2010-02-14

Don't Buy Gold? Never invest more than you can afford to lose.

A wise man once said, "The worst reason to buy a stock is because the price is going up," That goes for gold also. Gold hit a record high of $1,226.10 on December 3,2009 and closed out the year at $1,096.35, up 24.8 percent for the year 2009. While a 24.8 percent gain in one year is impressive, it isn't a reason to buy gold- or anything else for that matter.

In early 2000, suckers rushed into the NASDAQ as the tech bubble grew, and they were killed once the bubble popped. The same thing happened with real estate in 2007. Suckers always come in late,pay top dollar, and get crushed. The same can happen with gold.

The lesson is this: even if you buy real money(gold), you can still lose money. That is why knowledge is the new money. With the right knowledge, you can profit from the peaks and valleys of the markets.

The economics are simple supply and demand. If there's a lot of money looking for a return, interest rates will be low. If there are fewer dollars looking for a return, then bonds have to pay a higher rate of interest to attract investors.

Junk bonds traditionally pay the highest rates of interest because they're the riskiest.

Once bond interest rates start to climb again,cash will flow out of gold and into the safety of bonds' guaranteed return. It that happens, the gold bubble will burst and gold prices will fall.

This is valuable knowledge that, if true, could save investors tons of money.

What if interest rates go up because bond investors are selling rather than investing in bonds?

This scenario is a long shot, but stranger things have happened.

What if the Fed has printed too much money and the bond market is afraid the Fed has gone too far?

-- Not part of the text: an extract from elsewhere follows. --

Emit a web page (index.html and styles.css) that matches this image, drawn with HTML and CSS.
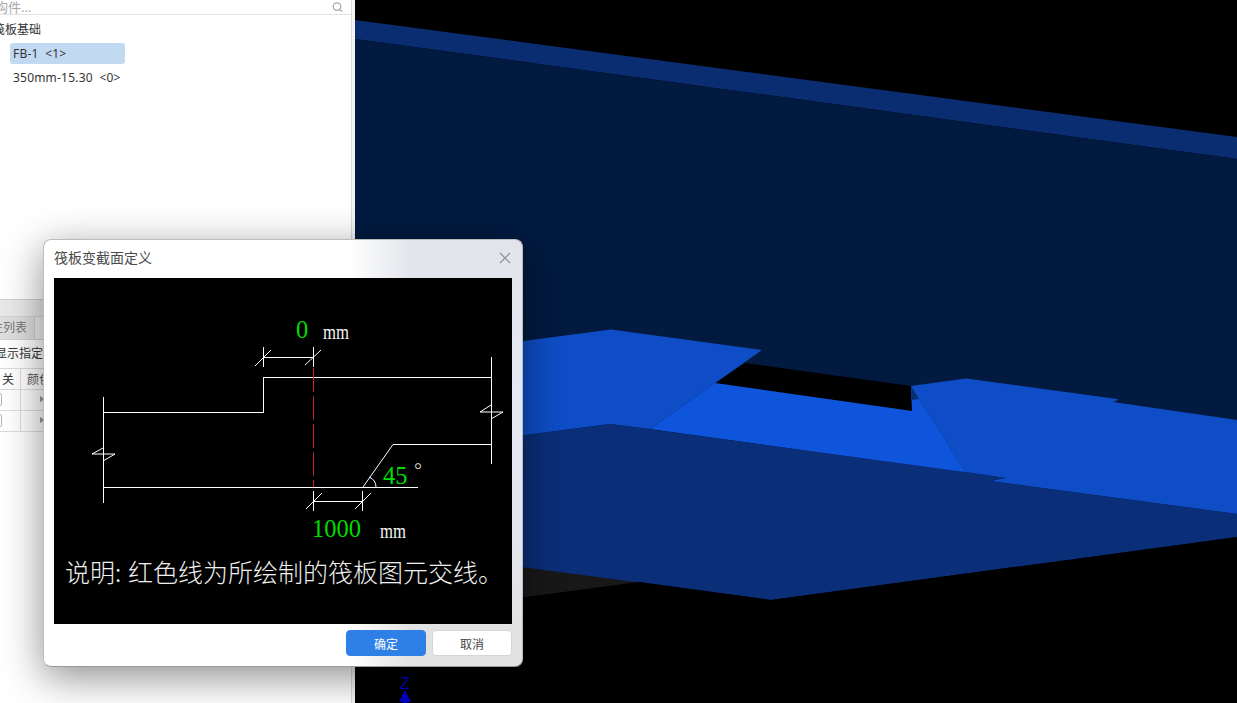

The bond market is afraid of 2 things:

1. A collapsing dollar
2. Rising inflation

As long as Ben Bernanke keeps emplying quantitative easing (printing money) the bond investors will be nervous. In other words, the smart money is worried, and may dump bonds, believing that US bonds are no longer safe investments at any interest rate.

If interest rates go higher, the economic recovery will die, the stock market rally will halt, and the real estate market will crash again. A depression may follow.

What will Ben Bernanke and the Fed do if all confidence is lost in their ability to save the US economy? Will they keep printing more money? What will then happen to gold and the bond markets? Your guess is as good as anyone else's.

My point is this: "don't just buy something because prices are going up." Study, learn, and find your own reasons for investing.

About Silver

Today, due to use in the electronics industry, silver is more scarce than gold. While gold sits in vaults, silver will be in short supply in less than fifteen years.

Silver is still relatively inexpensive. It's a poor man's gold. If there's a precious metals bubble, and prices do drop, the precentage losses on silver will be a lot less than on gold.

Remember, if you don't have a lot of money, protecting your losses is more important than going for gains.

Never invest more than you can afford to lose.